Indeed, some commentaries in the immediate aftermath of September 11 raised concerns about deflation. Such fears arose out of short-run data that appeared immediately after the attacks and out of an inadequate understanding of deflation in Japan, where wholesale and consumer prices generally drifted downward starting in the mid-1990s and where asset prices (land and equities) collapsed. A more complete analysis indicates that the U.S. economy is in no danger of replicating Japan's experience in the 1990s.

One of the great economic accomplishments of the last 20 years is restoration of a climate of price stability in the United States. During the early 1980s, the Fed managed monetary policy to stabilize the inflation rate at a much lower rate than in the 1970s; in the 1990s, the Fed was able to put the inflation rate on a gentle downward trend. The outcome was accompanied by steadily declining unemployment, contrary to the forecasts of many.

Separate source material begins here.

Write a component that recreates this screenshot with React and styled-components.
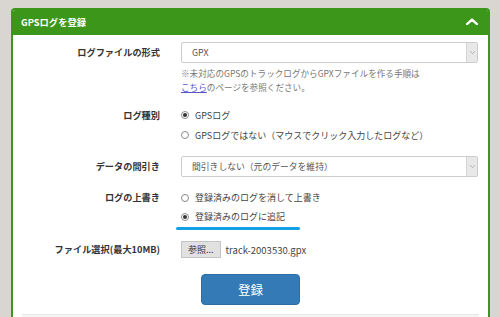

By the middle of the 1990s, the objective of reducing inflation to a low-enough level that it was largely ignored in the day-to-day decision making of consumers and businesses was substantially achieved. That we now take price stability in this sense almost for granted is a great strength of our current condition. (See sidebar.) This environment gives the Fed flexibility in responding aggressively to situations where there is the potential for a liquidity crisis, such as on September 11 and the following days, or where there is evidence of an economic slowdown. As always, the Fed's responses must be tempered by consideration that an overreaction, or a failure to reverse short-run policy actions in a timely fashion, could result in a deterioration of expectations about future inflation.